--- begin Provided material ---
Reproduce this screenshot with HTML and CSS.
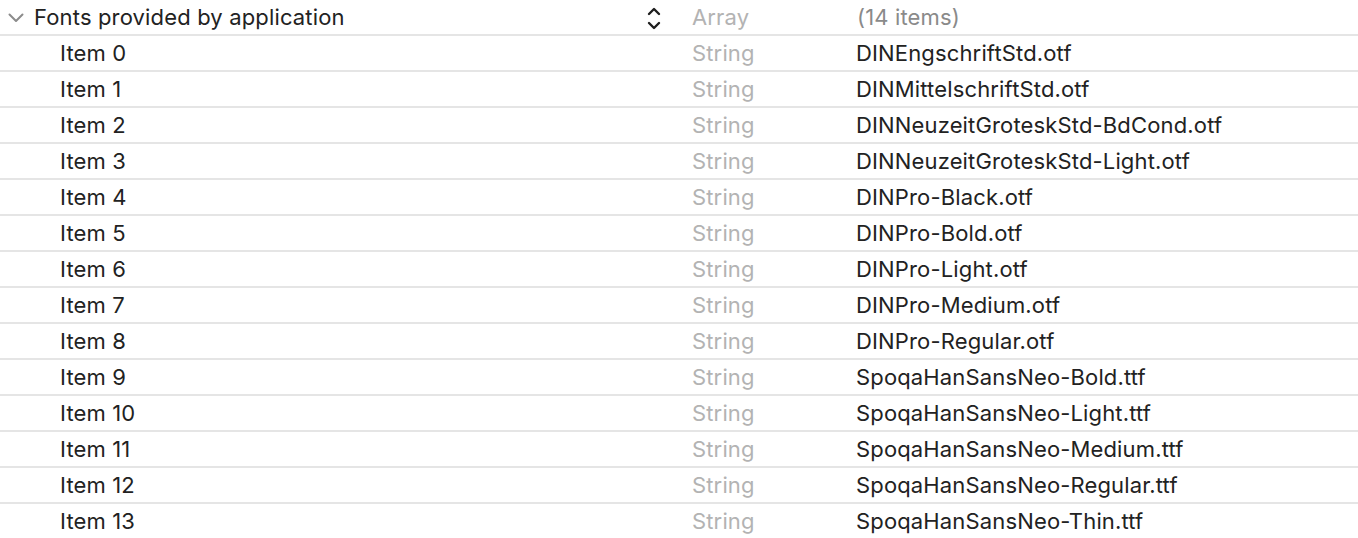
FILE: index.html
```html
<!DOCTYPE html>
<html>
<head>
<meta charset="utf-8">
<link rel="stylesheet" href="styles.css">
</head>
<body>
<div class="table">
  <div class="row parent">
    <div class="key">
      <svg class="disclosure" width="16" height="10" viewBox="0 0 16 10"><path d="M1.5 1.5 L8 8 L14.5 1.5" fill="none" stroke="#8c8c8c" stroke-width="2" stroke-linecap="round" stroke-linejoin="round"/></svg>
      <span>Fonts provided by application</span>
    </div>
    <div class="stepper">
      <svg width="14" height="24" viewBox="0 0 14 24"><path d="M2 7 L7 2 L12 7" fill="none" stroke="#1e1e1e" stroke-width="2.4" stroke-linecap="round" stroke-linejoin="round"/><path d="M2 16 L7 21 L12 16" fill="none" stroke="#1e1e1e" stroke-width="2.4" stroke-linecap="round" stroke-linejoin="round"/></svg>
    </div>
    <div class="type">Array</div>
    <div class="value muted">(14 items)</div>
  </div>
  <div class="row"><div class="key child">Item 0</div><div class="stepper"></div><div class="type">String</div><div class="value">DINEngschriftStd.otf</div></div>
  <div class="row"><div class="key child">Item 1</div><div class="stepper"></div><div class="type">String</div><div class="value">DINMittelschriftStd.otf</div></div>
  <div class="row"><div class="key child">Item 2</div><div class="stepper"></div><div class="type">String</div><div class="value">DINNeuzeitGroteskStd-BdCond.otf</div></div>
  <div class="row"><div class="key child">Item 3</div><div class="stepper"></div><div class="type">String</div><div class="value">DINNeuzeitGroteskStd-Light.otf</div></div>
  <div class="row"><div class="key child">Item 4</div><div class="stepper"></div><div class="type">String</div><div class="value">DINPro-Black.otf</div></div>
  <div class="row"><div class="key child">Item 5</div><div class="stepper"></div><div class="type">String</div><div class="value">DINPro-Bold.otf</div></div>
  <div class="row"><div class="key child">Item 6</div><div class="stepper"></div><div class="type">String</div><div class="value">DINPro-Light.otf</div></div>
  <div class="row"><div class="key child">Item 7</div><div class="stepper"></div><div class="type">String</div><div class="value">DINPro-Medium.otf</div></div>
  <div class="row"><div class="key child">Item 8</div><div class="stepper"></div><div class="type">String</div><div class="value">DINPro-Regular.otf</div></div>
  <div class="row"><div class="key child">Item 9</div><div class="stepper"></div><div class="type">String</div><div class="value">SpoqaHanSansNeo-Bold.ttf</div></div>
  <div class="row"><div class="key child">Item 10</div><div class="stepper"></div><div class="type">String</div><div class="value">SpoqaHanSansNeo-Light.ttf</div></div>
  <div class="row"><div class="key child">Item 11</div><div class="stepper"></div><div class="type">String</div><div class="value">SpoqaHanSansNeo-Medium.ttf</div></div>
  <div class="row"><div class="key child">Item 12</div><div class="stepper"></div><div class="type">String</div><div class="value">SpoqaHanSansNeo-Regular.ttf</div></div>
  <div class="row"><div class="key child">Item 13</div><div class="stepper"></div><div class="type">String</div><div class="value">SpoqaHanSansNeo-Thin.ttf</div></div>
</div>
</body>
</html>
```
FILE: styles.css
```css
html, body {
  margin: 0;
  padding: 0;
  background: #ffffff;
}
body {
  font-family: Inter, "Noto Sans", sans-serif;
  font-size: 22px;
  letter-spacing: 0.15px;
  color: #222222;
  overflow: hidden;
}
.table {
  display: flex;
  flex-direction: column;
}
.row {
  display: grid;
  grid-template-columns: 647px 45px 164px 1fr;
  height: 34px;
  align-items: center;
  border-bottom: 2px solid #e5e5e5;
  white-space: nowrap;
  line-height: 32px;
}
.key {
  display: flex;
  align-items: center;
}
.parent .key {
  padding-left: 8px;
}
.disclosure {
  margin-right: 10px;
  margin-top: 2px;
}
.child {
  padding-left: 60px;
}
.stepper {
  display: flex;
  align-self: start;
}
.stepper svg {
  margin-top: 7px;
}
.type {
  color: #b3b3b3;
}
.value {
  color: #222222;
}
.value.muted {
  color: #8a8a8a;
  padding-left: 1px;
}
```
--- end Provided material ---
■ The request: Every line of text is to be repeated exactly; pictures are left out.

■ Reply:
Reproduce this screenshot with HTML and CSS.
FILE: index.html
```html
<!DOCTYPE html>
<html>
<head>
<meta charset="utf-8">
<link rel="stylesheet" href="styles.css">
</head>
<body>
<div class="table">
  <div class="row parent">
    <div class="key">
      <svg class="disclosure" width="16" height="10" viewBox="0 0 16 10"><path d="M1.5 1.5 L8 8 L14.5 1.5" fill="none" stroke="#8c8c8c" stroke-width="2" stroke-linecap="round" stroke-linejoin="round"/></svg>
      <span>Fonts provided by application</span>
    </div>
    <div class="stepper">
      <svg width="14" height="24" viewBox="0 0 14 24"><path d="M2 7 L7 2 L12 7" fill="none" stroke="#1e1e1e" stroke-width="2.4" stroke-linecap="round" stroke-linejoin="round"/><path d="M2 16 L7 21 L12 16" fill="none" stroke="#1e1e1e" stroke-width="2.4" stroke-linecap="round" stroke-linejoin="round"/></svg>
    </div>
    <div class="type">Array</div>
    <div class="value muted">(14 items)</div>
  </div>
  <div class="row"><div class="key child">Item 0</div><div class="stepper"></div><div class="type">String</div><div class="value">DINEngschriftStd.otf</div></div>
  <div class="row"><div class="key child">Item 1</div><div class="stepper"></div><div class="type">String</div><div class="value">DINMittelschriftStd.otf</div></div>
  <div class="row"><div class="key child">Item 2</div><div class="stepper"></div><div class="type">String</div><div class="value">DINNeuzeitGroteskStd-BdCond.otf</div></div>
  <div class="row"><div class="key child">Item 3</div><div class="stepper"></div><div class="type">String</div><div class="value">DINNeuzeitGroteskStd-Light.otf</div></div>
  <div class="row"><div class="key child">Item 4</div><div class="stepper"></div><div class="type">String</div><div class="value">DINPro-Black.otf</div></div>
  <div class="row"><div class="key child">Item 5</div><div class="stepper"></div><div class="type">String</div><div class="value">DINPro-Bold.otf</div></div>
  <div class="row"><div class="key child">Item 6</div><div class="stepper"></div><div class="type">String</div><div class="value">DINPro-Light.otf</div></div>
  <div class="row"><div class="key child">Item 7</div><div class="stepper"></div><div class="type">String</div><div class="value">DINPro-Medium.otf</div></div>
  <div class="row"><div class="key child">Item 8</div><div class="stepper"></div><div class="type">String</div><div class="value">DINPro-Regular.otf</div></div>
  <div class="row"><div class="key child">Item 9</div><div class="stepper"></div><div class="type">String</div><div class="value">SpoqaHanSansNeo-Bold.ttf</div></div>
  <div class="row"><div class="key child">Item 10</div><div class="stepper"></div><div class="type">String</div><div class="value">SpoqaHanSansNeo-Light.ttf</div></div>
  <div class="row"><div class="key child">Item 11</div><div class="stepper"></div><div class="type">String</div><div class="value">SpoqaHanSansNeo-Medium.ttf</div></div>
  <div class="row"><div class="key child">Item 12</div><div class="stepper"></div><div class="type">String</div><div class="value">SpoqaHanSansNeo-Regular.ttf</div></div>
  <div class="row"><div class="key child">Item 13</div><div class="stepper"></div><div class="type">String</div><div class="value">SpoqaHanSansNeo-Thin.ttf</div></div>
</div>
</body>
</html>
```
FILE: styles.css
```css
html, body {
  margin: 0;
  padding: 0;
  background: #ffffff;
}
body {
  font-family: Inter, "Noto Sans", sans-serif;
  font-size: 22px;
  letter-spacing: 0.15px;
  color: #222222;
  overflow: hidden;
}
.table {
  display: flex;
  flex-direction: column;
}
.row {
  display: grid;
  grid-template-columns: 647px 45px 164px 1fr;
  height: 34px;
  align-items: center;
  border-bottom: 2px solid #e5e5e5;
  white-space: nowrap;
  line-height: 32px;
}
.key {
  display: flex;
  align-items: center;
}
.parent .key {
  padding-left: 8px;
}
.disclosure {
  margin-right: 10px;
  margin-top: 2px;
}
.child {
  padding-left: 60px;
}
.stepper {
  display: flex;
  align-self: start;
}
.stepper svg {
  margin-top: 7px;
}
.type {
  color: #b3b3b3;
}
.value {
  color: #222222;
}
.value.muted {
  color: #8a8a8a;
  padding-left: 1px;
}
```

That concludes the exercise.